Aim.
Locate the lines where "styles" occurs and copy them as they stand.

Data shown.
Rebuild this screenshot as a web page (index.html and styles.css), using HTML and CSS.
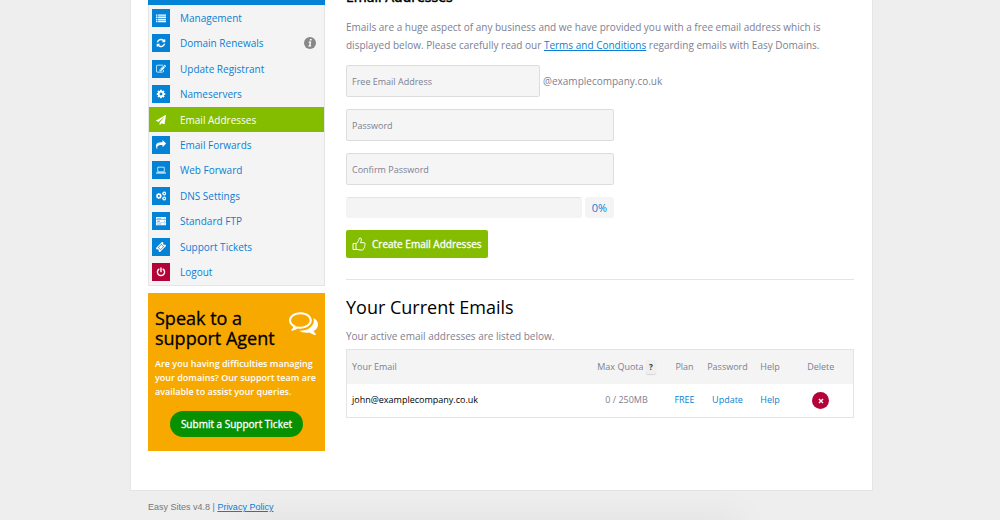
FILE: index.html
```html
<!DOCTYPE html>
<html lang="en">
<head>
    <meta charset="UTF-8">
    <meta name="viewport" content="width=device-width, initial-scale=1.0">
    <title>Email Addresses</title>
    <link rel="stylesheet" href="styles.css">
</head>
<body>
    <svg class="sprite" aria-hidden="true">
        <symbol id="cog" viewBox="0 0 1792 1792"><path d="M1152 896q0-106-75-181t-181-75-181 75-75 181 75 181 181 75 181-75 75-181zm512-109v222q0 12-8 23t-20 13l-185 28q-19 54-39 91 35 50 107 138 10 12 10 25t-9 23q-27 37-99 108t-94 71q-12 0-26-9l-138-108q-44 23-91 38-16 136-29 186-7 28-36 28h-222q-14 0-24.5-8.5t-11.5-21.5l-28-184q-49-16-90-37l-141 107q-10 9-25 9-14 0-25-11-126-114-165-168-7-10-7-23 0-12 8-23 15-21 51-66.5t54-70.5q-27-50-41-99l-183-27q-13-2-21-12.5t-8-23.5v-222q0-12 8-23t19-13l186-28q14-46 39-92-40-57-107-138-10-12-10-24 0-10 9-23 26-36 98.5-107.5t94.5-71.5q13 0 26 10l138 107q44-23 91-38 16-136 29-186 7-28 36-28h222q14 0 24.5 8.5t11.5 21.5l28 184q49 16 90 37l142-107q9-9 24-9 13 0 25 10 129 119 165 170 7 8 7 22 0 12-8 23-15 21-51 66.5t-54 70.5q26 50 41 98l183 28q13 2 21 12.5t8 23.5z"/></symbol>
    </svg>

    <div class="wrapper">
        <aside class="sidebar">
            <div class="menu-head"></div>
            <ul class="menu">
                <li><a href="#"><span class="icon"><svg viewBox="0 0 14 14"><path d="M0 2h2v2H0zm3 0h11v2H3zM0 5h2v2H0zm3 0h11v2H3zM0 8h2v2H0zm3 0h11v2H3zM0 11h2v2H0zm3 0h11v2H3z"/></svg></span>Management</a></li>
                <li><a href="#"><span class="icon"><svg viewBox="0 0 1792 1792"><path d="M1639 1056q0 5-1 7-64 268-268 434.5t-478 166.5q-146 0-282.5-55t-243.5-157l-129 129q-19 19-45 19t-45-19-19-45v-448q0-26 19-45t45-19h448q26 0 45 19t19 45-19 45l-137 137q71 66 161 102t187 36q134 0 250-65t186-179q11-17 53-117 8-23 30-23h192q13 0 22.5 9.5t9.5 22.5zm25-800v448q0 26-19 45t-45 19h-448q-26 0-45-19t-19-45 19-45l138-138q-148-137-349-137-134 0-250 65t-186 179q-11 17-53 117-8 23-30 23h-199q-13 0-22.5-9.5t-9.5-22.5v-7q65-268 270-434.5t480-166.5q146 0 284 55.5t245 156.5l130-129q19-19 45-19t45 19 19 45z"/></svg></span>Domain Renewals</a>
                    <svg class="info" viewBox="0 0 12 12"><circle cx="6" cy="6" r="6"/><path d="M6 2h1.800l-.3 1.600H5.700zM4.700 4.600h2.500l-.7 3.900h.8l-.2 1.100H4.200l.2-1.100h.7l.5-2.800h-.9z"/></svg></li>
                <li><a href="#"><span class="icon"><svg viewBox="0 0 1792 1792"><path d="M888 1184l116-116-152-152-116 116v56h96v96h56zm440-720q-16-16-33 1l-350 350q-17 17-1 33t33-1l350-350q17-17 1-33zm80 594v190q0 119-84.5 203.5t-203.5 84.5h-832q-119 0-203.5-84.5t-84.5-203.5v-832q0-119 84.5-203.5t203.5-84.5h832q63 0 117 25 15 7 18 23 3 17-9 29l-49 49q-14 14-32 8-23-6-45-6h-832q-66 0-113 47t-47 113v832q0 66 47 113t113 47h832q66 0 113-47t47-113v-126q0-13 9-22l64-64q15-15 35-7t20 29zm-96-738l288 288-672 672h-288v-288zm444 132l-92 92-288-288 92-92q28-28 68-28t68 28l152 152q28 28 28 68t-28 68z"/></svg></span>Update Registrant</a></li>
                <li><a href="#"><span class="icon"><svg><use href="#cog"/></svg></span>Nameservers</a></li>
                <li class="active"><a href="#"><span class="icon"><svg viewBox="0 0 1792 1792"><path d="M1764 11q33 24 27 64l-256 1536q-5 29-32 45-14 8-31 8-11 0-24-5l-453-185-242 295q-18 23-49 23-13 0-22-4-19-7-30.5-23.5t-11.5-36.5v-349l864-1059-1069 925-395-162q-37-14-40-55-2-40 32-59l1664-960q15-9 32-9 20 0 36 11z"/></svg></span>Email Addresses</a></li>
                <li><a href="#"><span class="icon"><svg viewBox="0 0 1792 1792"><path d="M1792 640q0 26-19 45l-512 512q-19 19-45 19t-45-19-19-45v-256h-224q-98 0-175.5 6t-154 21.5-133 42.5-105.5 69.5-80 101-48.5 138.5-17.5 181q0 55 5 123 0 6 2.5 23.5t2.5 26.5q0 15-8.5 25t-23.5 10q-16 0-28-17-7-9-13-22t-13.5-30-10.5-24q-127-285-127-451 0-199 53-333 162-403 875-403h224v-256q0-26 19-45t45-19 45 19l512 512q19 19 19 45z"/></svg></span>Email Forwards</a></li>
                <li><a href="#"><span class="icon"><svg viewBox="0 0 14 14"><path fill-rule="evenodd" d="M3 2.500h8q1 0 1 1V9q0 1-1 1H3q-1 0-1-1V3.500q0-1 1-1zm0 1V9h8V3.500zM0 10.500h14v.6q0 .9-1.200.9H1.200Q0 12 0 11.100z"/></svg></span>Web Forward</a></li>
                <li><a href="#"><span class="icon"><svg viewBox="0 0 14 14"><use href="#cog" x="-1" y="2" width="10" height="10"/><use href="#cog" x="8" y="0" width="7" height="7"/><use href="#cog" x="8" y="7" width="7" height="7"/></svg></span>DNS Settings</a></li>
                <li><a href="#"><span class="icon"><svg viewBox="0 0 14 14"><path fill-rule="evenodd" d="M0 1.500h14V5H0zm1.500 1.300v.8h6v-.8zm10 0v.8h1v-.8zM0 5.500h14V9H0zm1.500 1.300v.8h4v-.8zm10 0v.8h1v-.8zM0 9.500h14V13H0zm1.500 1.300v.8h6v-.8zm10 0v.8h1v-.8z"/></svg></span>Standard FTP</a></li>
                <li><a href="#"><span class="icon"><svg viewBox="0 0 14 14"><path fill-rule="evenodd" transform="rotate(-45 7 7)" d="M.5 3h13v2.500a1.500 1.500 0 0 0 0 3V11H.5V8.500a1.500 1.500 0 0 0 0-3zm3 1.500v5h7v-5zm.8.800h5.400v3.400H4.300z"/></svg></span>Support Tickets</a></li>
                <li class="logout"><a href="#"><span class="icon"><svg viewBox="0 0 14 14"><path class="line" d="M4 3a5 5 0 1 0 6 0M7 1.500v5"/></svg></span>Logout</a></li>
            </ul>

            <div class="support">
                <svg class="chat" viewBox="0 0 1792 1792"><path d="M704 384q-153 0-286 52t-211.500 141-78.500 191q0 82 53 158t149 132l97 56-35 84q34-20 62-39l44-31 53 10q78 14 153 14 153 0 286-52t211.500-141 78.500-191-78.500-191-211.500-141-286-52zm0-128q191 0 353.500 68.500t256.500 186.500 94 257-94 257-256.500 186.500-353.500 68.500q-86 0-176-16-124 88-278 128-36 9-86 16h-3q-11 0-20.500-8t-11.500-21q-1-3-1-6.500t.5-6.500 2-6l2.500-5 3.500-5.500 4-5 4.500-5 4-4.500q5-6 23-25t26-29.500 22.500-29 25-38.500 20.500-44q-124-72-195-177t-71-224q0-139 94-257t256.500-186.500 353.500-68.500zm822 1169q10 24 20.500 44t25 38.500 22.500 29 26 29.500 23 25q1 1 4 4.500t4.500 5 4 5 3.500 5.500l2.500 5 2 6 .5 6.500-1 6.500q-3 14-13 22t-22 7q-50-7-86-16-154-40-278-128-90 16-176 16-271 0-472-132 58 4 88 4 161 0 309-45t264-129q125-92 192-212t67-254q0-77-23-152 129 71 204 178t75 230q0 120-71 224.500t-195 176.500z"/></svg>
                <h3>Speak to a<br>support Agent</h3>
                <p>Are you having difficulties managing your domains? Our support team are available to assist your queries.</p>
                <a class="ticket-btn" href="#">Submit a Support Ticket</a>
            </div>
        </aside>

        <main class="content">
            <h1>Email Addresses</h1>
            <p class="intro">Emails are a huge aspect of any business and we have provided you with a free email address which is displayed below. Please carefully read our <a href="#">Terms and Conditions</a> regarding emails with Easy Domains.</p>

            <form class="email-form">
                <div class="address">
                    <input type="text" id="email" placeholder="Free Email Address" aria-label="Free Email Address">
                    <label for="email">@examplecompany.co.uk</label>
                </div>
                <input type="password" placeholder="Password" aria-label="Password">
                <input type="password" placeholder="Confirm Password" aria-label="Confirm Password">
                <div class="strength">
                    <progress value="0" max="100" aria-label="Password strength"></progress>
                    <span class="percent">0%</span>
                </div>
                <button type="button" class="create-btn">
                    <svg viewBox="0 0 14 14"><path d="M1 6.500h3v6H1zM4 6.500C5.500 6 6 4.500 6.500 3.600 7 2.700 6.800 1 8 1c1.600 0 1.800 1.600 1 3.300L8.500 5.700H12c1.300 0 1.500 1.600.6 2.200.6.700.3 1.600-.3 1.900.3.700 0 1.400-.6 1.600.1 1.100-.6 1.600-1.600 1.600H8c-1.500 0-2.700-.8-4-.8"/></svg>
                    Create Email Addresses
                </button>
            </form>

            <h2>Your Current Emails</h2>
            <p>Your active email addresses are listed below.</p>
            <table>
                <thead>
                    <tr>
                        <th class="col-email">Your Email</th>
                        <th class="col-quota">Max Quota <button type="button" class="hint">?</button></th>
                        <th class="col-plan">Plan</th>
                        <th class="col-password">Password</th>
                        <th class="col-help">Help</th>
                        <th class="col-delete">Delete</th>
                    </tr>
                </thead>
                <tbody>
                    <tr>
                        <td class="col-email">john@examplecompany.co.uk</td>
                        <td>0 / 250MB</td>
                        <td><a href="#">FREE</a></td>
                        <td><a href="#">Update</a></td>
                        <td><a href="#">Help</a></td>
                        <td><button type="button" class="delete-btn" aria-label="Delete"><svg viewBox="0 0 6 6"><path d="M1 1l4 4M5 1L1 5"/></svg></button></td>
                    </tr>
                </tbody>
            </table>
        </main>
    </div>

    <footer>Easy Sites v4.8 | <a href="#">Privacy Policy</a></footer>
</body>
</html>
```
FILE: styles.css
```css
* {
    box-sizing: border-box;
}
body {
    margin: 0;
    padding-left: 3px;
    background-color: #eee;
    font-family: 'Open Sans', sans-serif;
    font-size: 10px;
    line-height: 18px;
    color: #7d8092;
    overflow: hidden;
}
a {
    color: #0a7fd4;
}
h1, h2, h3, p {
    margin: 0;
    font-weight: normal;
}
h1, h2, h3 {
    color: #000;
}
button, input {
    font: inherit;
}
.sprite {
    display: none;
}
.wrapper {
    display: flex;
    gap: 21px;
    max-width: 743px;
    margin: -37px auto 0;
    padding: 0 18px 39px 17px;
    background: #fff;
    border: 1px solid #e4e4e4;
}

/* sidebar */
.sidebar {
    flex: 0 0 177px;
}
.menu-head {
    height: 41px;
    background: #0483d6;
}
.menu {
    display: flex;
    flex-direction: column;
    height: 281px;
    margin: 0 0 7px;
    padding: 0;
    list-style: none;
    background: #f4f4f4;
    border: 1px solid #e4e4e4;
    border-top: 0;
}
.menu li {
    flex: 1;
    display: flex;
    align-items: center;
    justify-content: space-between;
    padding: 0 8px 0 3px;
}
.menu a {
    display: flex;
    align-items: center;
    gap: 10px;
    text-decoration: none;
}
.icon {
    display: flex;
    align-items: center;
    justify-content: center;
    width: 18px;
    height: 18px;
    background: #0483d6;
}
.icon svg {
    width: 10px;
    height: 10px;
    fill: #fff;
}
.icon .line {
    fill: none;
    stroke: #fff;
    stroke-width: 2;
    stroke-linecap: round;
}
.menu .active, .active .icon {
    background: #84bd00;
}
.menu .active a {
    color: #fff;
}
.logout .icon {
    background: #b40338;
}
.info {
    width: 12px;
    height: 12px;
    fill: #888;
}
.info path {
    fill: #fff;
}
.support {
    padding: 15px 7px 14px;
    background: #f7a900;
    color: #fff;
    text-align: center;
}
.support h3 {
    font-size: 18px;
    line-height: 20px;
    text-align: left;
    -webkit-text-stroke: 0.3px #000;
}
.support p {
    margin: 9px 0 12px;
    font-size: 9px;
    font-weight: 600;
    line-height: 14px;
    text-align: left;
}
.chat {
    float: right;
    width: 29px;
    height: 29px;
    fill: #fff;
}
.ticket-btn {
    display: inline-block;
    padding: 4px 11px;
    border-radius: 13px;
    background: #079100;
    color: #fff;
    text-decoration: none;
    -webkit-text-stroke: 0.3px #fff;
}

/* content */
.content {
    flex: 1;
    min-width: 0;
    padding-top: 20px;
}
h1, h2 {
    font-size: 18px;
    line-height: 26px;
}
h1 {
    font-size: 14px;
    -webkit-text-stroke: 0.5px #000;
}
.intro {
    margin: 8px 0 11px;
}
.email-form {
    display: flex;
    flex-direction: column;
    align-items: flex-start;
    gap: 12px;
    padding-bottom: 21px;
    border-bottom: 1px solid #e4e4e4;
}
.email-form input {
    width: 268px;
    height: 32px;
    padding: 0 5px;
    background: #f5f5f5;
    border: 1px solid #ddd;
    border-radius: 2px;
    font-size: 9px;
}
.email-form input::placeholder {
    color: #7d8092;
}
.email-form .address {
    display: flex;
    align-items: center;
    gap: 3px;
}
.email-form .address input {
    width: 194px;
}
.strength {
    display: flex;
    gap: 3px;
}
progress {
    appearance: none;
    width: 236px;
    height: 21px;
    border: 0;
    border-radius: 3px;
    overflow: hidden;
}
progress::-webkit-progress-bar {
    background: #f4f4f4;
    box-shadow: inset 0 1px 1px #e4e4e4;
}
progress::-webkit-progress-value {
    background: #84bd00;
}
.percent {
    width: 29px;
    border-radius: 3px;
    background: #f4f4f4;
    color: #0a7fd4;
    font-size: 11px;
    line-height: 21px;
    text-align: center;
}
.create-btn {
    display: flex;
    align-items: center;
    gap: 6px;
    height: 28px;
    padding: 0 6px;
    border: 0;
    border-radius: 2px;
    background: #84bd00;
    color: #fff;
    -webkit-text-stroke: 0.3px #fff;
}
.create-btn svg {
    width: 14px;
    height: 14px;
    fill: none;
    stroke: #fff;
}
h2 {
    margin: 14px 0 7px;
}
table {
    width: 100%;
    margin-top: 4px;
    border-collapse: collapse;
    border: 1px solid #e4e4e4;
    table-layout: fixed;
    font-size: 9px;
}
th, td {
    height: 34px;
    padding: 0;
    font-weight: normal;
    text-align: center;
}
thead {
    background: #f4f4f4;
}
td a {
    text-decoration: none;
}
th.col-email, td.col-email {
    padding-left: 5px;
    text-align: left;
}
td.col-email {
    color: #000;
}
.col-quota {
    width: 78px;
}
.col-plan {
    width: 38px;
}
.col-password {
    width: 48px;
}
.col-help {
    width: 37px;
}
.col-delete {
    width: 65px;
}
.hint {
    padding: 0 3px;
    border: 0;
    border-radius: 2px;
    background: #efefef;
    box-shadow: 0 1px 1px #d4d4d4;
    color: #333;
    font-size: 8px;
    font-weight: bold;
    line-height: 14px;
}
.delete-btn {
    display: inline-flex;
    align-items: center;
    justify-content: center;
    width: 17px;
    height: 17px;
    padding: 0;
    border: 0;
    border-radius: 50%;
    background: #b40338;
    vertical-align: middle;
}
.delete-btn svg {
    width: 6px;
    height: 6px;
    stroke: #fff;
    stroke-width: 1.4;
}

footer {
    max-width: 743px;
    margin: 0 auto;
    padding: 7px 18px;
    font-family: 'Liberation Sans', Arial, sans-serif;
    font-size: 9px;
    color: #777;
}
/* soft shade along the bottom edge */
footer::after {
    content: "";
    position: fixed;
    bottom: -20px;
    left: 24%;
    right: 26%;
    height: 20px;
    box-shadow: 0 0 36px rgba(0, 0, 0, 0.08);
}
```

Solution to the exercise.
Rebuild this screenshot as a web page (index.html and styles.css), using HTML and CSS.
    <link rel="stylesheet" href="styles.css">
FILE: styles.css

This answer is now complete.